TASK PROMPT – Gather from the material every line that contains the string "this".

RAW RECORDS –
[Start]
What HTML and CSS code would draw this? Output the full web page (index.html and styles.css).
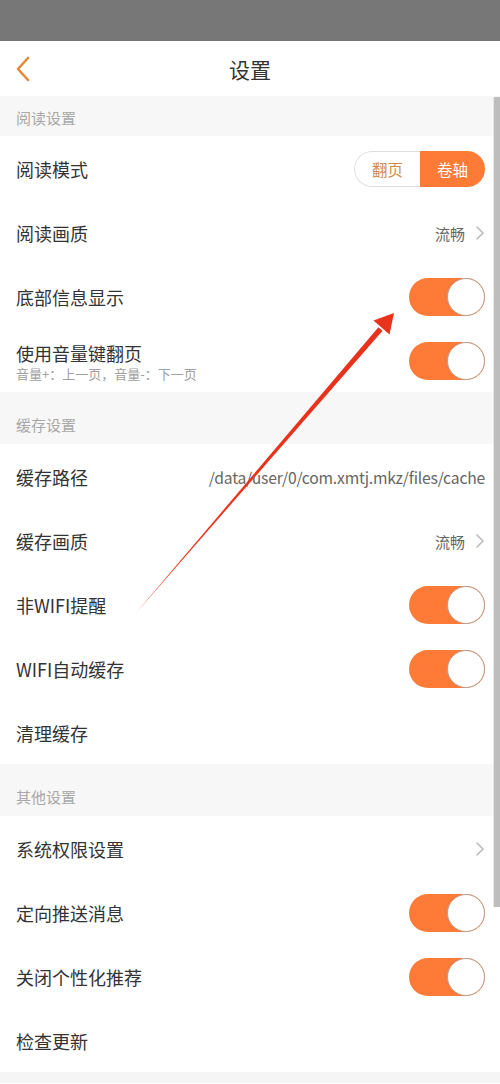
[End]
[Start]
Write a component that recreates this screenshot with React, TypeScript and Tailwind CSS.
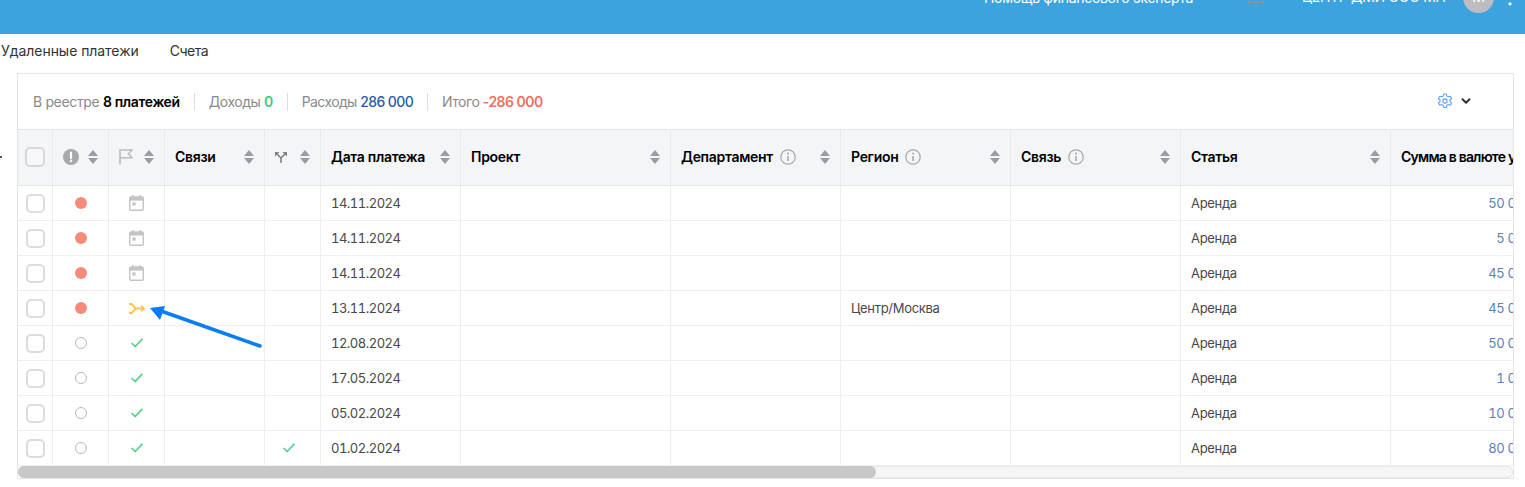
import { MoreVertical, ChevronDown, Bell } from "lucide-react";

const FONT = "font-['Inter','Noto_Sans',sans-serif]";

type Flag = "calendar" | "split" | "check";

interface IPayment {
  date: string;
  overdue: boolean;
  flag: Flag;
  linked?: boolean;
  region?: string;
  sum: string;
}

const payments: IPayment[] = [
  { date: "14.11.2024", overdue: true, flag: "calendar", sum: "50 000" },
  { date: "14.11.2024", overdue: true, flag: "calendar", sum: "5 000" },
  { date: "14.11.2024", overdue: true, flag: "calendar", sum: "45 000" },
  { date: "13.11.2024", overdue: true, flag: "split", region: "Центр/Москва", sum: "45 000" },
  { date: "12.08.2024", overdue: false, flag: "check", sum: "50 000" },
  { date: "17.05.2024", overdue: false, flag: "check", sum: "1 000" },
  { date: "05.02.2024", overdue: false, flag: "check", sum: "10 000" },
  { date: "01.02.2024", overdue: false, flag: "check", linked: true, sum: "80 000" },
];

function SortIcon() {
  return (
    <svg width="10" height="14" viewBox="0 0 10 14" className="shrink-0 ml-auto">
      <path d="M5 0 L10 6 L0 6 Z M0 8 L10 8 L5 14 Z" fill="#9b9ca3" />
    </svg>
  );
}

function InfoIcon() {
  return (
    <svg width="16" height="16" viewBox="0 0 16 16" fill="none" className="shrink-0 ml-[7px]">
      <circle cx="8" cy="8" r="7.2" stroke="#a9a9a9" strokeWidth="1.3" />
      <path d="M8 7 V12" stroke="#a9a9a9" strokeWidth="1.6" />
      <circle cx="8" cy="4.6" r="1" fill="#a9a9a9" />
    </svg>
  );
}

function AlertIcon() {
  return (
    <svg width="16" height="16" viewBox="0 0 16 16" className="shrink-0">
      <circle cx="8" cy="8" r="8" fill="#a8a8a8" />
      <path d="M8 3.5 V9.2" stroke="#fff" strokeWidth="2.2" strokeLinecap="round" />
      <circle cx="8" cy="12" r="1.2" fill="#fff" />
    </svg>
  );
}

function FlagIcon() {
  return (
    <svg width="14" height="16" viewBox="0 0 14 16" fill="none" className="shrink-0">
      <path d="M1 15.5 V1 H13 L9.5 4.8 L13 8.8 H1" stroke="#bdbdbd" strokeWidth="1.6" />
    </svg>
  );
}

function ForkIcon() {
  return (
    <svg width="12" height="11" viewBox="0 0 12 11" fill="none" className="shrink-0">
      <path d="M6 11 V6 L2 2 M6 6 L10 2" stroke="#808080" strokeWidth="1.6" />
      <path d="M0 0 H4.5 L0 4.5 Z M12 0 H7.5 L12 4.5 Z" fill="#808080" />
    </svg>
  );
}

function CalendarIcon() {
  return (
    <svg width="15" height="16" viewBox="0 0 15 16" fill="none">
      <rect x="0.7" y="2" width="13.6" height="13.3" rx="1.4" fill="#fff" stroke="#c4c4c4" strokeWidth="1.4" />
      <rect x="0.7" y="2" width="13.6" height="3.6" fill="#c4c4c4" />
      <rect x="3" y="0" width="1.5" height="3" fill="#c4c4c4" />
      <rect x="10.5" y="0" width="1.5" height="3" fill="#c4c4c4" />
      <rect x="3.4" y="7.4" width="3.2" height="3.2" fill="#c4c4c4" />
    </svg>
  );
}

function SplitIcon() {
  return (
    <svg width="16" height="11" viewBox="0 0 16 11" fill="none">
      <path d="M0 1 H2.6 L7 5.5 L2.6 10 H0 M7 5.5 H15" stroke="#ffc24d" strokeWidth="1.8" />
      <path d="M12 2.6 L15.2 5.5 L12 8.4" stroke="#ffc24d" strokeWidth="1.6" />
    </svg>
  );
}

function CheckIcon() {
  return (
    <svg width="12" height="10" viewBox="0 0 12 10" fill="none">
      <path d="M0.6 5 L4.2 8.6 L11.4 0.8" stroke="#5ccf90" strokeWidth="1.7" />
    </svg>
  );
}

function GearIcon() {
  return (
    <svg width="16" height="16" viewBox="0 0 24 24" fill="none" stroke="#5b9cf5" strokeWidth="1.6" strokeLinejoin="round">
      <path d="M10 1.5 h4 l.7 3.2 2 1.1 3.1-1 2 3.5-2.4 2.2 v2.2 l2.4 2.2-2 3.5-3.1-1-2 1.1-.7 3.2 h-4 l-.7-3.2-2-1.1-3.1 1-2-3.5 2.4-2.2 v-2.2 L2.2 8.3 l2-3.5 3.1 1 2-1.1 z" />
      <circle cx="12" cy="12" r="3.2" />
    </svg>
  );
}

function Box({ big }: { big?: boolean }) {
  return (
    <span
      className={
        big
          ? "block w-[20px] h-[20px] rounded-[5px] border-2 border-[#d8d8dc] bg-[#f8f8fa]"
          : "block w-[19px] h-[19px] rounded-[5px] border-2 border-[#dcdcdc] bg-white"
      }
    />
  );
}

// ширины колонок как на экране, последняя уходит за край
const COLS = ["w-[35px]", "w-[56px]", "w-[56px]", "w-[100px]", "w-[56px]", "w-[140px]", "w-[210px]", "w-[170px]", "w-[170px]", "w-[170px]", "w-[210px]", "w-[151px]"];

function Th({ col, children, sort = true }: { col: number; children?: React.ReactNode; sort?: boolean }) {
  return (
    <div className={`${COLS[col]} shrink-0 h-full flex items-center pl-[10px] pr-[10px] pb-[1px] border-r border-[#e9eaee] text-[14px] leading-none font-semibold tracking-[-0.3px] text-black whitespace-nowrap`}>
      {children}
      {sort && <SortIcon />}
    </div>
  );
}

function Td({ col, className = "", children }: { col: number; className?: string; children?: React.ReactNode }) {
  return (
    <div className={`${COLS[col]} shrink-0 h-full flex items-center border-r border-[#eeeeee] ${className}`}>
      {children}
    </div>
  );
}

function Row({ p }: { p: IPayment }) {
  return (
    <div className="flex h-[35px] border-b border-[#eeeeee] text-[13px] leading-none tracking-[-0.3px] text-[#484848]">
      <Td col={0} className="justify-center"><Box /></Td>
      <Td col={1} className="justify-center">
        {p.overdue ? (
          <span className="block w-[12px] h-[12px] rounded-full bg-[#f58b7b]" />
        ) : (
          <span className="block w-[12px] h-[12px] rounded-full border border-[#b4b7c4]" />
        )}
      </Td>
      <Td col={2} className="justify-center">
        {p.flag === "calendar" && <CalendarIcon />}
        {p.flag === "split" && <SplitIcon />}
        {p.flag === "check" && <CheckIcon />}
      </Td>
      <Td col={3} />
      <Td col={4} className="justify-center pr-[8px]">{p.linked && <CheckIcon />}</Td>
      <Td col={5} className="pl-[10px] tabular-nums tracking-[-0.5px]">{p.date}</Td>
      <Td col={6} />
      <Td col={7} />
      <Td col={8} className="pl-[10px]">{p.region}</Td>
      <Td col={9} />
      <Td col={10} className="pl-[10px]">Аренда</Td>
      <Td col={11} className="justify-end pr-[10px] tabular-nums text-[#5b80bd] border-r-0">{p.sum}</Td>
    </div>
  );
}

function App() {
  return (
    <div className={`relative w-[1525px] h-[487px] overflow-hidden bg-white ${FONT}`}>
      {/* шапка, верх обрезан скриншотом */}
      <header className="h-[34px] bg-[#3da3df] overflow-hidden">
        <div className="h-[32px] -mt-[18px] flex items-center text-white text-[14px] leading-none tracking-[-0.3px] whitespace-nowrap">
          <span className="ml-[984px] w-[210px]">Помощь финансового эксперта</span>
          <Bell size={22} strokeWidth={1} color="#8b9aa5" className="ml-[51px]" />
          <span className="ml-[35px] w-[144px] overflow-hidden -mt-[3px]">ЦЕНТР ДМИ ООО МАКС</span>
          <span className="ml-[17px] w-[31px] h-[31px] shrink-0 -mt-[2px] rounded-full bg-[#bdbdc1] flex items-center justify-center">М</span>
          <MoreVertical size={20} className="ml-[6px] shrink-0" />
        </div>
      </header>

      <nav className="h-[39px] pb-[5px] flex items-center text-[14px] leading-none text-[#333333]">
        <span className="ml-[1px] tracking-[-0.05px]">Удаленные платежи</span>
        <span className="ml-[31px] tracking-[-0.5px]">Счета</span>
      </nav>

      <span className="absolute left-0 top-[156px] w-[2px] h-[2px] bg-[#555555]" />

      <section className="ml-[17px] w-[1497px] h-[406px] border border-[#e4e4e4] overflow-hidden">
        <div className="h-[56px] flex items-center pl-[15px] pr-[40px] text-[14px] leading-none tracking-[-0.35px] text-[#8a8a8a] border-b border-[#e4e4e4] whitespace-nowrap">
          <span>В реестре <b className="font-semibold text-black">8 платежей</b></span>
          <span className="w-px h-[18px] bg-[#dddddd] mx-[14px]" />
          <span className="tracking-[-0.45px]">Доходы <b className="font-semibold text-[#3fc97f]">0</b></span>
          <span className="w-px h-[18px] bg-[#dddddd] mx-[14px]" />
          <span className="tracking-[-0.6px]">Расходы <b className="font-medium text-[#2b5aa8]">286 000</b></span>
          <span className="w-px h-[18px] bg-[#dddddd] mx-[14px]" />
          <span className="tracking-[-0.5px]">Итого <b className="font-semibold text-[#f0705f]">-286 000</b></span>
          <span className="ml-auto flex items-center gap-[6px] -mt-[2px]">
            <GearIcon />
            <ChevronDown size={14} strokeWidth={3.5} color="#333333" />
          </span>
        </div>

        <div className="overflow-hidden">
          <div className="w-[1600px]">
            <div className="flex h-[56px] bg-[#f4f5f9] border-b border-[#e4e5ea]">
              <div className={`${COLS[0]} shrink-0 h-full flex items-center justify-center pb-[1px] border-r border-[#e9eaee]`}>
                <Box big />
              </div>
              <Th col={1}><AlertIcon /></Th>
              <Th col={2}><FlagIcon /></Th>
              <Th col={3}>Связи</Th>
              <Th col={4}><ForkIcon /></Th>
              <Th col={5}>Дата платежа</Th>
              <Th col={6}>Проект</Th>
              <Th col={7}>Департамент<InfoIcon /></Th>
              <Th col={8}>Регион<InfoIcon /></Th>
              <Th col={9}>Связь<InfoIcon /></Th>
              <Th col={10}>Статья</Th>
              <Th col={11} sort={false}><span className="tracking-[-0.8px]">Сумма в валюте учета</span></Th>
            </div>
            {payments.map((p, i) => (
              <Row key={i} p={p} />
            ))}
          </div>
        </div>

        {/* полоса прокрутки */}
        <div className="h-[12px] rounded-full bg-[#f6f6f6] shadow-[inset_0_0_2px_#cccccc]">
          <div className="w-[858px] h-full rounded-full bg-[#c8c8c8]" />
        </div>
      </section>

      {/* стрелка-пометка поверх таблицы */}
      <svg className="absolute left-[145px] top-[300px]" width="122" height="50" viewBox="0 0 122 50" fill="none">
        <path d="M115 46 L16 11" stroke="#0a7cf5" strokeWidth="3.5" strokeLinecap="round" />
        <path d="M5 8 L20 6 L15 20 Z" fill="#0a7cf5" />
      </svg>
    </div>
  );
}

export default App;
[End]
OUTPUT –
What HTML and CSS code would draw this? Output the full web page (index.html and styles.css).
Write a component that recreates this screenshot with React, TypeScript and Tailwind CSS.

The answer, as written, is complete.